Data section:
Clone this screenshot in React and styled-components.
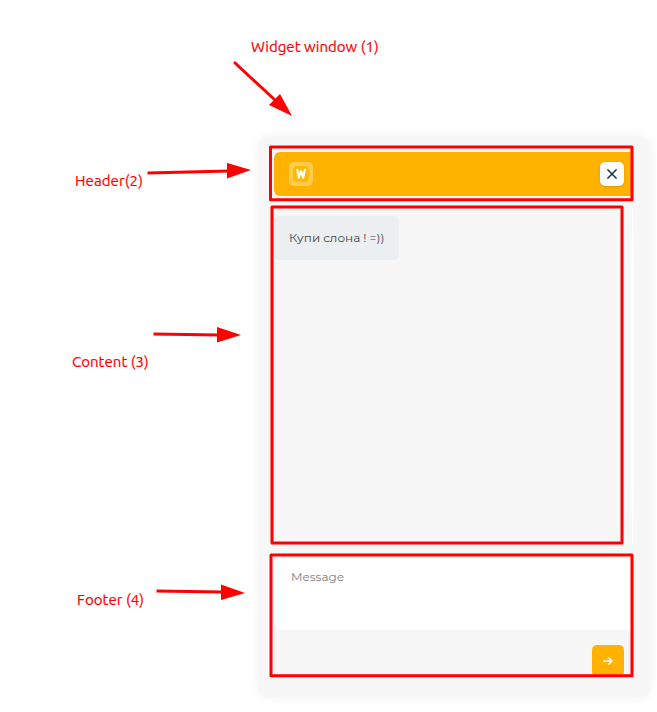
import React from "react";
import styled, { createGlobalStyle } from "styled-components";

const GlobalStyle = createGlobalStyle`
  * { box-sizing: border-box; }
  body { margin: 0; background: #fff; overflow: hidden; }
`;

const Page = styled.main`
  position: relative;
  width: 657px;
  height: 712px;
  padding: 137px 7px 15px 259px;
  overflow: hidden;
  background: #fff;
`;

const Widget = styled.section`
  display: flex;
  flex-direction: column;
  height: 560px;
  padding: 15px 17px 20px 15px;
  border-radius: 8px;
  background: #f7f7f7;
  box-shadow: 0 0 12px rgba(0, 0, 0, 0.06);
  font-family: "Montserrat", "Inter", sans-serif;
`;

const Header = styled.header`
  display: flex;
  flex: none;
  align-items: center;
  justify-content: space-between;
  height: 44px;
  padding: 0 9px 0 15px;
  border-radius: 6px 0 0 6px;
  background: #ffb200;
`;

const Logo = styled.div`
  display: grid;
  place-items: center;
  width: 24px;
  height: 24px;
  border-radius: 5px;
  background: #ffcc4d;
`;

const LogoCore = styled.div`
  display: grid;
  place-items: center;
  width: 16px;
  height: 16px;
  border-radius: 4px;
  background: #ffb900;
`;

const IconButton = styled.button`
  display: grid;
  place-items: center;
  width: 24px;
  height: 24px;
  padding: 0;
  border: 0;
  border-radius: 5px;
  background: #fff;
  box-shadow: 0 1px 3px rgba(70, 50, 0, 0.18);
`;

const Content = styled.div`
  display: flex;
  flex: none;
  justify-content: space-between;
  align-items: flex-start;
  height: 342px;
  margin-top: 10px;
`;

const Bubble = styled.p`
  display: flex;
  align-items: center;
  width: 125px;
  height: 44px;
  margin: 10px 0 0;
  padding: 0 0 2px 15px;
  border-radius: 5px;
  background: #ebeff2;
  color: #424242;
  font-size: 12px;
  white-space: nowrap;
`;

const ScrollTrack = styled.div`
  width: 3px;
  height: 342px;
  margin-right: -1px;
  border-radius: 50%;
  background: #fff;
`;

const Footer = styled.footer`
  display: flex;
  flex: none;
  flex-direction: column;
  height: 119px;
  margin-top: 10px;
`;

const MessageField = styled.textarea`
  display: block;
  flex: none;
  width: 100%;
  height: 72px;
  padding: 11px 17px;
  border: 0;
  border-radius: 5px 0 0 5px;
  outline: 0;
  resize: none;
  background: #fff;
  box-shadow: 0 0 1px rgba(0, 0, 0, 0.15);
  font: 12px/15px "Montserrat", "Inter", sans-serif;
  &::placeholder { color: #808080; opacity: 1; }
`;

const SendButton = styled.button`
  display: grid;
  flex: none;
  place-items: center;
  align-self: flex-end;
  width: 32px;
  height: 32px;
  margin: 15px 9px 0 0;
  padding: 0;
  border: 0;
  border-radius: 5px;
  background: #ffb200;
`;

const Annotations = styled.svg`
  position: absolute;
  inset: 0;
  pointer-events: none;
`;

const Label = styled.span`
  position: absolute;
  left: ${(p) => p.$x}px;
  top: ${(p) => p.$y}px;
  color: #f00;
  font: 15px/20px "Ubuntu", "Noto Sans", sans-serif;
  letter-spacing: ${(p) => p.$tracking || 0.03}px;
  -webkit-text-stroke: 0.2px #f00;
  white-space: nowrap;
`;

const labels = [
  { text: "Widget window (1)", x: 251, y: 37 },
  { text: "Header(2)", x: 75, y: 171, tracking: 0.1 },
  { text: "Content (3)", x: 72, y: 352 },
  { text: "Footer (4)", x: 77, y: 590 },
];

const arrows = [
  { line: "M234 62 276 101", head: "269,105 280,94 292,116" },
  { line: "M147.5 173 229 171", head: "227,163 227,178.5 251,170" },
  { line: "M153.5 334 219 335", head: "217,327 217,342.5 241,335" },
  { line: "M156.5 591 223 592", head: "221,584.5 221,600 245,593" },
];

const frames = [
  { x: 270.5, y: 147, width: 361.5, height: 52.7 },
  { x: 272, y: 207, width: 350, height: 336 },
  { x: 271, y: 555, width: 361, height: 120.7 },
];

export default function App() {
  return (
    <Page>
      <GlobalStyle />
      <Widget>
        <Header>
          <Logo>
            <LogoCore>
              <svg width="10" height="10" viewBox="0 0 10 10" fill="none" stroke="#fff" strokeWidth="2.1" strokeLinejoin="round">
                <path d="M1 0 2.8 8.7 5 2 7.2 8.7 9 0" />
              </svg>
            </LogoCore>
          </Logo>
          <IconButton aria-label="Close">
            <svg width="10" height="10" viewBox="0 0 10 10" stroke="#12304a" strokeWidth="1.5">
              <path d="M0.4 0.4 9.6 9.6M9.6 0.4 0.4 9.6" />
            </svg>
          </IconButton>
        </Header>
        <Content>
          <Bubble>Купи слона ! =))</Bubble>
          <ScrollTrack />
        </Content>
        <Footer>
          <MessageField placeholder="Message" />
          <SendButton aria-label="Send">
            <svg width="10" height="8" viewBox="0 0 10 8" fill="none" stroke="#fff" strokeWidth="1.6" strokeLinecap="round" strokeLinejoin="round">
              <path d="M0.8 4H9M6 1 9 4 6 7" />
            </svg>
          </SendButton>
        </Footer>
      </Widget>
      <Annotations width="657" height="712" viewBox="0 0 657 712">
        {frames.map((frame) => (
          <rect key={frame.y} {...frame} fill="none" stroke="#f00" strokeWidth="3" strokeLinejoin="round" />
        ))}
        {arrows.map(({ line, head }) => (
          <g key={head}>
            <path d={line} stroke="#f00" strokeWidth="3" />
            <polygon points={head} fill="#f00" />
          </g>
        ))}
      </Annotations>
      {labels.map(({ text, x, y, tracking }) => (
        <Label key={text} $x={x} $y={y} $tracking={tracking}>{text}</Label>
      ))}
    </Page>
  );
}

Objective:
Make an exact copy of the data, leaving its pictures out.

Correct response:
Clone this screenshot in React and styled-components.
import React from "react";
import styled, { createGlobalStyle } from "styled-components";

const GlobalStyle = createGlobalStyle`
  * { box-sizing: border-box; }
  body { margin: 0; background: #fff; overflow: hidden; }
`;

const Page = styled.main`
  position: relative;
  width: 657px;
  height: 712px;
  padding: 137px 7px 15px 259px;
  overflow: hidden;
  background: #fff;
`;

const Widget = styled.section`
  display: flex;
  flex-direction: column;
  height: 560px;
  padding: 15px 17px 20px 15px;
  border-radius: 8px;
  background: #f7f7f7;
  box-shadow: 0 0 12px rgba(0, 0, 0, 0.06);
  font-family: "Montserrat", "Inter", sans-serif;
`;

const Header = styled.header`
  display: flex;
  flex: none;
  align-items: center;
  justify-content: space-between;
  height: 44px;
  padding: 0 9px 0 15px;
  border-radius: 6px 0 0 6px;
  background: #ffb200;
`;

const Logo = styled.div`
  display: grid;
  place-items: center;
  width: 24px;
  height: 24px;
  border-radius: 5px;
  background: #ffcc4d;
`;

const LogoCore = styled.div`
  display: grid;
  place-items: center;
  width: 16px;
  height: 16px;
  border-radius: 4px;
  background: #ffb900;
`;

const IconButton = styled.button`
  display: grid;
  place-items: center;
  width: 24px;
  height: 24px;
  padding: 0;
  border: 0;
  border-radius: 5px;
  background: #fff;
  box-shadow: 0 1px 3px rgba(70, 50, 0, 0.18);
`;

const Content = styled.div`
  display: flex;
  flex: none;
  justify-content: space-between;
  align-items: flex-start;
  height: 342px;
  margin-top: 10px;
`;

const Bubble = styled.p`
  display: flex;
  align-items: center;
  width: 125px;
  height: 44px;
  margin: 10px 0 0;
  padding: 0 0 2px 15px;
  border-radius: 5px;
  background: #ebeff2;
  color: #424242;
  font-size: 12px;
  white-space: nowrap;
`;

const ScrollTrack = styled.div`
  width: 3px;
  height: 342px;
  margin-right: -1px;
  border-radius: 50%;
  background: #fff;
`;

const Footer = styled.footer`
  display: flex;
  flex: none;
  flex-direction: column;
  height: 119px;
  margin-top: 10px;
`;

const MessageField = styled.textarea`
  display: block;
  flex: none;
  width: 100%;
  height: 72px;
  padding: 11px 17px;
  border: 0;
  border-radius: 5px 0 0 5px;
  outline: 0;
  resize: none;
  background: #fff;
  box-shadow: 0 0 1px rgba(0, 0, 0, 0.15);
  font: 12px/15px "Montserrat", "Inter", sans-serif;
  &::placeholder { color: #808080; opacity: 1; }
`;

const SendButton = styled.button`
  display: grid;
  flex: none;
  place-items: center;
  align-self: flex-end;
  width: 32px;
  height: 32px;
  margin: 15px 9px 0 0;
  padding: 0;
  border: 0;
  border-radius: 5px;
  background: #ffb200;
`;

const Annotations = styled.svg`
  position: absolute;
  inset: 0;
  pointer-events: none;
`;

const Label = styled.span`
  position: absolute;
  left: ${(p) => p.$x}px;
  top: ${(p) => p.$y}px;
  color: #f00;
  font: 15px/20px "Ubuntu", "Noto Sans", sans-serif;
  letter-spacing: ${(p) => p.$tracking || 0.03}px;
  -webkit-text-stroke: 0.2px #f00;
  white-space: nowrap;
`;

const labels = [
  { text: "Widget window (1)", x: 251, y: 37 },
  { text: "Header(2)", x: 75, y: 171, tracking: 0.1 },
  { text: "Content (3)", x: 72, y: 352 },
  { text: "Footer (4)", x: 77, y: 590 },
];

const arrows = [
  { line: "M234 62 276 101", head: "269,105 280,94 292,116" },
  { line: "M147.5 173 229 171", head: "227,163 227,178.5 251,170" },
  { line: "M153.5 334 219 335", head: "217,327 217,342.5 241,335" },
  { line: "M156.5 591 223 592", head: "221,584.5 221,600 245,593" },
];

const frames = [
  { x: 270.5, y: 147, width: 361.5, height: 52.7 },
  { x: 272, y: 207, width: 350, height: 336 },
  { x: 271, y: 555, width: 361, height: 120.7 },
];

export default function App() {
  return (
    <Page>
      <GlobalStyle />
      <Widget>
        <Header>
          <Logo>
            <LogoCore>
              <svg width="10" height="10" viewBox="0 0 10 10" fill="none" stroke="#fff" strokeWidth="2.1" strokeLinejoin="round">
                <path d="M1 0 2.8 8.7 5 2 7.2 8.7 9 0" />
              </svg>
            </LogoCore>
          </Logo>
          <IconButton aria-label="Close">
            <svg width="10" height="10" viewBox="0 0 10 10" stroke="#12304a" strokeWidth="1.5">
              <path d="M0.4 0.4 9.6 9.6M9.6 0.4 0.4 9.6" />
            </svg>
          </IconButton>
        </Header>
        <Content>
          <Bubble>Купи слона ! =))</Bubble>
          <ScrollTrack />
        </Content>
        <Footer>
          <MessageField placeholder="Message" />
          <SendButton aria-label="Send">
            <svg width="10" height="8" viewBox="0 0 10 8" fill="none" stroke="#fff" strokeWidth="1.6" strokeLinecap="round" strokeLinejoin="round">
              <path d="M0.8 4H9M6 1 9 4 6 7" />
            </svg>
          </SendButton>
        </Footer>
      </Widget>
      <Annotations width="657" height="712" viewBox="0 0 657 712">
        {frames.map((frame) => (
          <rect key={frame.y} {...frame} fill="none" stroke="#f00" strokeWidth="3" strokeLinejoin="round" />
        ))}
        {arrows.map(({ line, head }) => (
          <g key={head}>
            <path d={line} stroke="#f00" strokeWidth="3" />
            <polygon points={head} fill="#f00" />
          </g>
        ))}
      </Annotations>
      {labels.map(({ text, x, y, tracking }) => (
        <Label key={text} $x={x} $y={y} $tracking={tracking}>{text}</Label>
      ))}
    </Page>
  );
}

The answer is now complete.